# Has Anyone Seen Aida?



## The Angel of Music (Jul 24, 2004)

Ha ha ha...did I even spell that right? Oh well...has anyone seen Aida? I heard it was really good!


----------



## Daniel (Jul 11, 2004)

It is a great opera, unfortunetly i haven't seen it in real. But the story is orientical, exotic, BIG story and GRAND music.


----------



## becky (Jul 19, 2004)

I haven't seen it, but I would love too.


----------



## 009 (Jul 16, 2004)

I saw it once, the one with Pavarotti.
It was horrible! I hate it! I'm certainly not a fan of Verdi! :angry: 
I don't like the exotic costumes also. The whole desert thing just doesn't work for me! :angry:


----------



## becky (Jul 19, 2004)

> _Originally posted by DW_@Jul 28 2004, 10:24 PM
> *I saw it once, the one with Pavarotti.
> It was horrible! I hate it! I'm certainly not a fan of Verdi! :angry:
> I don't like the exotic costumes also. The whole desert thing just doesn't work for me! :angry:
> [snapback]729[/snapback]​*


You saw it with Pavarotti! I was so upset when he retired. I'm finally old enough that I can afford to go see him if he comes anywhere even remotely near the midwest and he went and retired. I love operas. Big music, big costumes, big singers  (Pavarotti,) bad plots! I would have loved to see that performance.


----------



## 009 (Jul 16, 2004)

War Memorial Opera House, San Francisco, 1981.
I think I was 5 then. I went with my Aunt. She loved it, but definately not me!  And my opinion's still the same after 20 over years.
U can still see it occassionally on TVs. They had it digitally remastered.


----------



## becky (Jul 19, 2004)

Yes, not many 5 year olds are into opera! I think I would've been bored silly even if I were 10!


----------



## Daniel (Jul 11, 2004)

I wasn't mature enough long to go into opera. It took me rather a long time! With singing in generally i came in contact or better say i got love it really late, i am still exploring


----------



## Quaverion (Jul 20, 2004)

> _Originally posted by daniel_@Jul 29 2004, 01:56 PM
> *I wasn't mature enough long to go into opera. It took me rather a long time! With singing in generally i came in contact or better say i got love it really late, i am still exploring
> [snapback]764[/snapback]​*


I was in love with classical music from the time I was born to about 7. I listened to it 24/7 (my first opera was at Shea's; the Nutcracker.) Then I hated it and thought it was dorky. I liked rap/hip hop. I have NO IDEA what I was thinking.

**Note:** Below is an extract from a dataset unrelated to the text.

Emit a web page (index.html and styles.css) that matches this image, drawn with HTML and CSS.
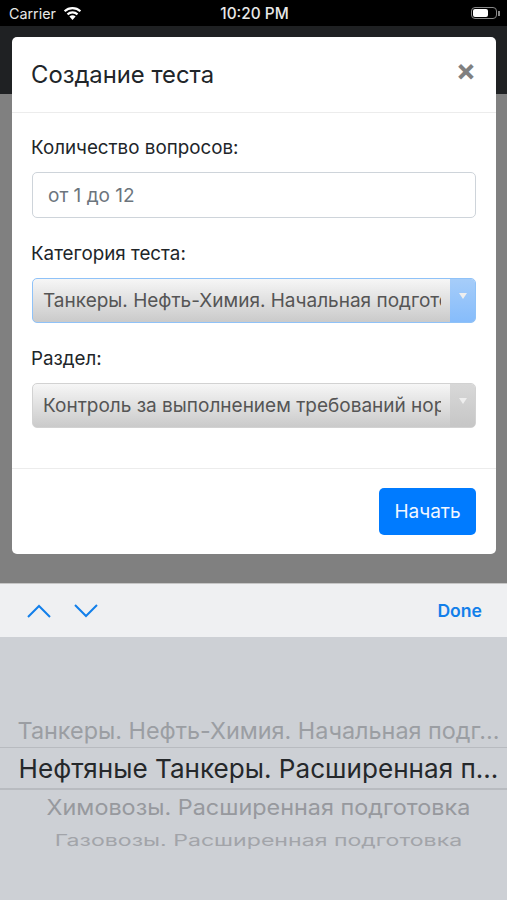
FILE: index.html
```html
<!DOCTYPE html>
<html lang="ru">
<head>
  <meta charset="UTF-8" />
  <meta name="viewport" content="width=device-width, initial-scale=1" />
  <title>Создание теста</title>
  <link rel="stylesheet" href="styles.css">
</head>
<body>
  <div class="screen">
    <div class="status-bar">
      <div class="status-left">
        <span>Carrier</span>
        <svg class="wifi" width="19" height="14" viewBox="0 0 19 14">
          <path d="M9.5 14 L6.4 10.6 A4.6 4.6 0 0 1 12.6 10.6 Z" fill="#fff"/>
          <path d="M4.5 8.4 A7.4 7.4 0 0 1 14.5 8.4" fill="none" stroke="#fff" stroke-width="2.2"/>
          <path d="M1.6 5.2 A11.6 11.6 0 0 1 17.4 5.2" fill="none" stroke="#fff" stroke-width="2.2"/>
        </svg>
      </div>
      <span class="status-time">10:20 PM</span>
      <div class="battery">
        <div class="battery-body"><div class="battery-level"></div></div>
        <div class="battery-cap"></div>
      </div>
    </div>
    <div class="navbar"></div>
    <div class="backdrop"></div>

    <div class="modal">
      <div class="modal-header">
        <h1>Создание теста</h1>
        <span class="close">×</span>
      </div>
      <div class="modal-body">
        <label>Количество вопросов:</label>
        <div class="input">от 1 до 12</div>
        <label>Категория теста:</label>
        <div class="select select-active">
          <span class="select-text">Танкеры. Нефть-Химия. Начальная подготовка</span>
          <span class="select-arrow"></span>
        </div>
        <label>Раздел:</label>
        <div class="select">
          <span class="select-text">Контроль за выполнением требований норм</span>
          <span class="select-arrow"></span>
        </div>
      </div>
      <div class="modal-footer">
        <button type="button">Начать</button>
      </div>
    </div>

    <div class="toolbar">
      <div class="toolbar-arrows">
        <svg width="24" height="14" viewBox="0 0 24 14"><path d="M1 13 L12 2 L23 13" fill="none" stroke="#127fea" stroke-width="2"/></svg>
        <svg width="24" height="14" viewBox="0 0 24 14"><path d="M1 1 L12 12 L23 1" fill="none" stroke="#127fea" stroke-width="2"/></svg>
      </div>
      <span class="done">Done</span>
    </div>

    <div class="picker">
      <div class="picker-row row-prev"><span>Танкеры. Нефть-Химия. Начальная подг...</span></div>
      <div class="picker-row row-current"><span>Нефтяные Танкеры. Расширенная п...</span></div>
      <div class="picker-row row-next"><span>Химовозы. Расширенная подготовка</span></div>
      <div class="picker-row row-last"><span>Газовозы. Расширенная подготовка</span></div>
    </div>
  </div>
</body>
</html>
```

FILE: styles.css
```css
* {
  box-sizing: border-box;
}
html, body {
  margin: 0;
  padding: 0;
}
body {
  font-family: Inter, "Noto Sans", sans-serif;
  color: #212529;
}
.screen {
  position: relative;
  width: 507px;
  height: 900px;
  overflow: hidden;
  display: flex;
  flex-direction: column;
  background: #808080;
}
.status-bar {
  height: 26px;
  background: #000;
  color: #e8e8e8;
  font-size: 14.3px;
  display: flex;
  align-items: center;
  justify-content: space-between;
  padding: 0 7px 0 9px;
}
.status-left {
  display: flex;
  align-items: center;
  gap: 7px;
  flex: 1;
}
.status-time {
  font-size: 15.4px;
  font-weight: 500;
}
.battery {
  display: flex;
  align-items: center;
  justify-content: flex-end;
  flex: 1;
  gap: 1px;
}
.battery-body {
  width: 26px;
  height: 12px;
  border: 1px solid #888;
  border-radius: 4px;
  padding: 1px;
}
.battery-level {
  width: 15px;
  height: 8px;
  background: #fff;
  border-radius: 2px;
}
.battery-cap {
  width: 2px;
  height: 5px;
  background: #888;
}
.navbar {
  height: 68px;
  background: #1f2123;
}
.backdrop {
  height: 489px;
  background: #808080;
}
.modal {
  position: absolute;
  left: 12px;
  top: 37px;
  width: 484px;
  height: 517px;
  background: #fff;
  border-radius: 5px;
  display: flex;
  flex-direction: column;
}
.modal-header {
  height: 76px;
  border-bottom: 1px solid #ececec;
  display: flex;
  align-items: center;
  justify-content: space-between;
  padding: 0 20px;
}
.modal-header h1 {
  margin: 0 0 0 -1px;
  font-size: 23.8px;
  font-weight: 400;
}
.close {
  font-size: 30px;
  font-weight: 700;
  color: #808080;
  line-height: 1;
  margin-top: -9px;
}
.modal-body {
  flex: 1;
  padding: 23px 20px 0;
}
.modal-body label {
  display: block;
  font-size: 18.8px;
  line-height: 24px;
  margin: 0 0 12px -1px;
}
.input {
  height: 46px;
  border: 1px solid #ced4da;
  border-radius: 5px;
  padding: 0 15px;
  display: flex;
  align-items: center;
  font-size: 19px;
  color: #6c757d;
  margin-bottom: 24px;
}
.select {
  height: 45px;
  border: 1px solid #d2d2d2;
  border-radius: 5px;
  background: linear-gradient(#f6f6f6, #cacaca);
  display: flex;
  align-items: center;
  margin-bottom: 24px;
  overflow: hidden;
}
.select-text {
  flex: 1;
  min-width: 0;
  margin: 0 9px 0 10px;
  font-size: 19px;
  color: #555;
  white-space: nowrap;
  overflow: hidden;
}
.select-arrow {
  width: 25px;
  height: 100%;
  background: linear-gradient(#d8d8d8, #c6c6c6);
  display: flex;
  justify-content: center;
  padding-top: 14px;
}
.select-arrow::after {
  content: "";
  width: 0;
  height: 0;
  border-left: 4px solid transparent;
  border-right: 4px solid transparent;
  border-top: 6px solid #eee;
}
.select-active {
  border-color: #8fc2f8;
}
.select-active .select-arrow {
  background: linear-gradient(#a6cdf9, #86bcfb);
}
.modal-footer {
  height: 86px;
  border-top: 1px solid #ececec;
  display: flex;
  justify-content: flex-end;
  align-items: center;
  padding: 0 20px;
}
.modal-footer button {
  width: 97px;
  height: 47px;
  border: none;
  border-radius: 5px;
  background: #007bff;
  color: #f2f7ff;
  font-family: inherit;
  font-size: 19px;
}
.toolbar {
  height: 54px;
  background: #eff0f2;
  border-top: 1px solid #c6c6c6;
  display: flex;
  align-items: center;
  justify-content: space-between;
  padding: 0 25px 0 27px;
}
.toolbar-arrows {
  display: flex;
  gap: 23px;
}
.done {
  color: #127fea;
  font-size: 17.6px;
  font-weight: 600;
}
.picker {
  flex: 1;
  background: #cdd0d5;
  padding-top: 77px;
  display: flex;
  flex-direction: column;
}
.picker-row {
  white-space: nowrap;
  display: flex;
  justify-content: center;
  width: 100%;
  padding-left: 10px;
}
.row-prev {
  height: 34px;
  font-size: 23.4px;
  line-height: 34px;
  color: #9b9ea3;
  border-bottom: 1px solid #b8bbc0;
}
.row-current {
  height: 42px;
  font-size: 26.1px;
  line-height: 42px;
  color: #25282b;
  border-bottom: 2px solid #b8bbc0;
}
.row-next {
  height: 36px;
  font-size: 23.4px;
  line-height: 36px;
  color: #97999e;
}
.row-next span {
  transform: scaleY(0.9);
}
.row-last {
  font-size: 23.1px;
  line-height: 30px;
  color: #a2a4a9;
}
.row-last span {
  transform: scaleY(0.68);
}
```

I got back into classical/jazz at 16. B)


----------



## 009 (Jul 16, 2004)

> *I was in love with classical music from the time I was born to about 7. I listened to it 24/7 (my first opera was at Shea's; the Nutcracker.) Then I hated it and thought it was dorky. I liked rap/hip hop. I have NO IDEA what I was thinking. I got back into classical/jazz at 16. *


Interesting journey!


----------



## baroque flute (Jul 21, 2004)

> _Originally posted by DW_@Jul 30 2004, 04:13 AM
> *Interesting journey!
> [snapback]848[/snapback]​*


Yes--I enjoyed hearing about it, Quaverion.


----------